##### DATA EXTRACT
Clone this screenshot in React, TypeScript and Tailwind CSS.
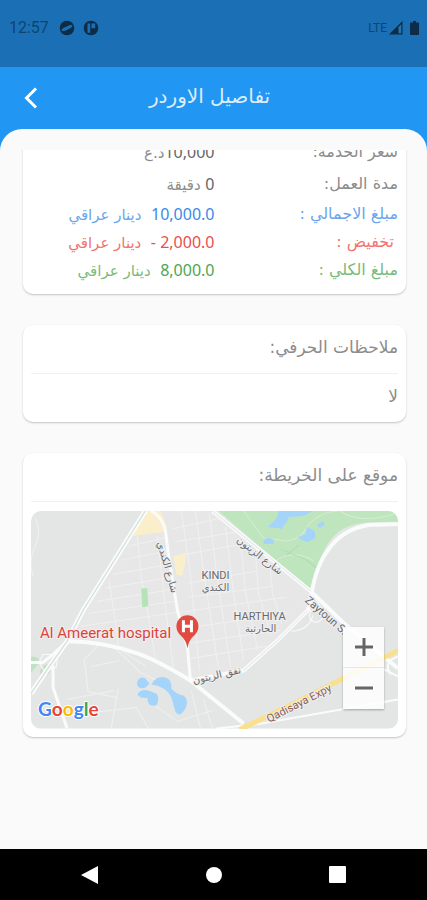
##########
##### DATA EXTRACT
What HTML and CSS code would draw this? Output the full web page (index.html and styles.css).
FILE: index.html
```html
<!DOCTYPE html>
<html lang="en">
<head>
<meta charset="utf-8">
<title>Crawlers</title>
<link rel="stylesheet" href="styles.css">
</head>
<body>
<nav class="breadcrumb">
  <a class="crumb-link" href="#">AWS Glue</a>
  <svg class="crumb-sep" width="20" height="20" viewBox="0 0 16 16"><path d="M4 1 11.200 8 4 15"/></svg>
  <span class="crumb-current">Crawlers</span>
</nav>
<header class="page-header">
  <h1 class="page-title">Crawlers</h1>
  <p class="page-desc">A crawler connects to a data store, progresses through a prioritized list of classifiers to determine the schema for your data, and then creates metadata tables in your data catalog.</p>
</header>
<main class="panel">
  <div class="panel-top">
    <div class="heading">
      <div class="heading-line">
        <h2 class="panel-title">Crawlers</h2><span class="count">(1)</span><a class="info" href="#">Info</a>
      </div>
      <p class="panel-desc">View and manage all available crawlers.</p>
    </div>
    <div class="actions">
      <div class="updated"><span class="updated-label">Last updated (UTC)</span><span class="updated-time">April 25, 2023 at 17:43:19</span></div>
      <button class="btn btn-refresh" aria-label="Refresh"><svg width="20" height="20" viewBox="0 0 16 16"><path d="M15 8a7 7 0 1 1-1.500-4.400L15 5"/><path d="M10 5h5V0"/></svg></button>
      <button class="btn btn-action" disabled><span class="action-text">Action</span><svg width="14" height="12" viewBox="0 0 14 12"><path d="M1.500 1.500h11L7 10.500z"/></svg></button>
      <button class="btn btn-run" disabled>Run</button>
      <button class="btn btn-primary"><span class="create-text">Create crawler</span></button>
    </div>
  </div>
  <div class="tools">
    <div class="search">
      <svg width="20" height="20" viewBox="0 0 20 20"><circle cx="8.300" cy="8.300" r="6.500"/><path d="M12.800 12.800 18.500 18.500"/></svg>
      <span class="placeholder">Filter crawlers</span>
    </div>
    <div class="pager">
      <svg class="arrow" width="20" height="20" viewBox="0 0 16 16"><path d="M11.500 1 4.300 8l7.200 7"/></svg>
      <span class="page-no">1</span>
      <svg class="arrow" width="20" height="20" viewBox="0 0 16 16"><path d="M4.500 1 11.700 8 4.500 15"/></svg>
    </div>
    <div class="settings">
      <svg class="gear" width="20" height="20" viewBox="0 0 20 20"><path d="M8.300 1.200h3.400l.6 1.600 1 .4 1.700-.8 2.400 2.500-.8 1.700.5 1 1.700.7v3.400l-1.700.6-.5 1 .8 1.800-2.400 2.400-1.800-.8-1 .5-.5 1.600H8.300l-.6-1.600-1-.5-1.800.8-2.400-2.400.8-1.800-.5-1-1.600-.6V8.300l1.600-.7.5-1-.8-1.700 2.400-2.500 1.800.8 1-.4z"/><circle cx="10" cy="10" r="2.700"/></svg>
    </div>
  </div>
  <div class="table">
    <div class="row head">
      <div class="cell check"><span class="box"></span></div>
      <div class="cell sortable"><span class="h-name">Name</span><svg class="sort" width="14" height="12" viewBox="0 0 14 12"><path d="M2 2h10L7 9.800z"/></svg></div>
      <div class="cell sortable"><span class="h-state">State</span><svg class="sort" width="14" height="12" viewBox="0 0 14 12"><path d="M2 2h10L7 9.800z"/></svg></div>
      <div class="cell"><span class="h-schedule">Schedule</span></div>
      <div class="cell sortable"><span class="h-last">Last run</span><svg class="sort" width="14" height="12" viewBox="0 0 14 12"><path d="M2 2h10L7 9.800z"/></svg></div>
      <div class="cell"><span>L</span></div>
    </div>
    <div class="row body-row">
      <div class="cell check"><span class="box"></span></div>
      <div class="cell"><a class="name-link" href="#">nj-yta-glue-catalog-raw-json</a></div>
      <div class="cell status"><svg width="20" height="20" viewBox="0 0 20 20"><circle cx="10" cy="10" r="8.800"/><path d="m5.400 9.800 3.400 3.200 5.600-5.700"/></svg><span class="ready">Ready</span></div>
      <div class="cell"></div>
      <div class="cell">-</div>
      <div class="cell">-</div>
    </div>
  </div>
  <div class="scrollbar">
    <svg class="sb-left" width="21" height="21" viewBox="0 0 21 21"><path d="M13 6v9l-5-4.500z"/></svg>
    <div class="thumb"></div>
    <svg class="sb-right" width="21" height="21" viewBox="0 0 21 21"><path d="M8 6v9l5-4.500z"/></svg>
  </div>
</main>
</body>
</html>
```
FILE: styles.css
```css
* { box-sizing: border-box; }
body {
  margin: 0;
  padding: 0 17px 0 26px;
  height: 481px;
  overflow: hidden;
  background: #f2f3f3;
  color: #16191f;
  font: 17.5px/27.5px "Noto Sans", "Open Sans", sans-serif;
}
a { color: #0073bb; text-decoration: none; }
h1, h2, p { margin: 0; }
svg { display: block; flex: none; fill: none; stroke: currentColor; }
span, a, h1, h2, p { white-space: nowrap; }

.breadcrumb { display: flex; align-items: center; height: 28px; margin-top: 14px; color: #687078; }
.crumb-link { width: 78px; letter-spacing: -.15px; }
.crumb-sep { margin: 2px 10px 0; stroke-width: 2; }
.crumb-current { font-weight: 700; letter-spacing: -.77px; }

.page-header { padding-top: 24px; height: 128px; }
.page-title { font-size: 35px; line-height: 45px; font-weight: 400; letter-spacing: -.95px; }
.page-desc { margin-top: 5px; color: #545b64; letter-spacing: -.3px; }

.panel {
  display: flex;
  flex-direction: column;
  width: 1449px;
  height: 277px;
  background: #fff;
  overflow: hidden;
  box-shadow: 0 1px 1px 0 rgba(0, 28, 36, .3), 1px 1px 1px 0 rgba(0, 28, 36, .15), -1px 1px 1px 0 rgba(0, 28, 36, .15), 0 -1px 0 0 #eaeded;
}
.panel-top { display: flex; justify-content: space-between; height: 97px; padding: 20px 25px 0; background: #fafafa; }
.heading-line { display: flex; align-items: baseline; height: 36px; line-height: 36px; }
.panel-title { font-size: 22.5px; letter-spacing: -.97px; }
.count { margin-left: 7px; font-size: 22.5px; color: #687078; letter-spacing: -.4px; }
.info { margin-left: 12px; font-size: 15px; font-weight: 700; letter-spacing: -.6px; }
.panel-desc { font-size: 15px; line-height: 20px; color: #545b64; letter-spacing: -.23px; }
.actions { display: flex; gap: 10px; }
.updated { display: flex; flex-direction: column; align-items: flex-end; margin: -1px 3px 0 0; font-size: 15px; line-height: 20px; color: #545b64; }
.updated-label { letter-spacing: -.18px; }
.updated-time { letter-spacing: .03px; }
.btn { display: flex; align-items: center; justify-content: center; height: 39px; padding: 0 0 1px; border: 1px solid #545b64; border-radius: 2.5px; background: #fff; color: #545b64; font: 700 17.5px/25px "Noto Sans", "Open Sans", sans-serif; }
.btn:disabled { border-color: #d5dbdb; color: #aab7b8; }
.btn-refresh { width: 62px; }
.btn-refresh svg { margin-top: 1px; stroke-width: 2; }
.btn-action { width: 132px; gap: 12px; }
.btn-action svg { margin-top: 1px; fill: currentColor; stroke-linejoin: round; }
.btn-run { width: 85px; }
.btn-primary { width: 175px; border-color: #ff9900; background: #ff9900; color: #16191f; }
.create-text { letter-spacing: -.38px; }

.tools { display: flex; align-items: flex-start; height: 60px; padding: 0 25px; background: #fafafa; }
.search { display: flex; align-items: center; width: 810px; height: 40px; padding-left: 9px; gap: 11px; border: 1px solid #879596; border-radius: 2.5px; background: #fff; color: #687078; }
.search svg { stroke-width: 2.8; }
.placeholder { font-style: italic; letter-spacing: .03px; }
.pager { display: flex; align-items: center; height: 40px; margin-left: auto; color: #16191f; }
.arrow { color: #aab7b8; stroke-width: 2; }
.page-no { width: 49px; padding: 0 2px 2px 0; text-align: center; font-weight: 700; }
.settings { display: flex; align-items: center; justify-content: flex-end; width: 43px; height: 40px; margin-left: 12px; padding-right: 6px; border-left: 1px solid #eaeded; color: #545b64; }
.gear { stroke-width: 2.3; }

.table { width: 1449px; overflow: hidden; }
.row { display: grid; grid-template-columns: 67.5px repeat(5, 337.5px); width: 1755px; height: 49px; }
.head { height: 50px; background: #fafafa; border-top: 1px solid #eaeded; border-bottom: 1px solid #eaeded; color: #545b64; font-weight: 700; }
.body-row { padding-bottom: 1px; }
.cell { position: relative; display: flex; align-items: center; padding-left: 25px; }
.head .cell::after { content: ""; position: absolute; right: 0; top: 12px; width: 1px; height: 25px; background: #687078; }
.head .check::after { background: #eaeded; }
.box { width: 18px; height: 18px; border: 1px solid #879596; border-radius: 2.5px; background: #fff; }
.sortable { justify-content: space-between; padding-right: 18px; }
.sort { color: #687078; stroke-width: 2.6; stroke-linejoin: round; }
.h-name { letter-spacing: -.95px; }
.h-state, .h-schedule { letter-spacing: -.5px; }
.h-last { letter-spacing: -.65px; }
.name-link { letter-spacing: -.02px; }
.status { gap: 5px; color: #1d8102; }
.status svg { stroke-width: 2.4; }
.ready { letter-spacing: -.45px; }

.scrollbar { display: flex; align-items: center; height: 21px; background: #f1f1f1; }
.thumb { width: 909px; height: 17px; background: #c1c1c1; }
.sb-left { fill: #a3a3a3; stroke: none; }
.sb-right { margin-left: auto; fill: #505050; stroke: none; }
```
##########
TASK: State the count of lines with the word "index" in them, and write nothing else.

FULL ANSWER: 2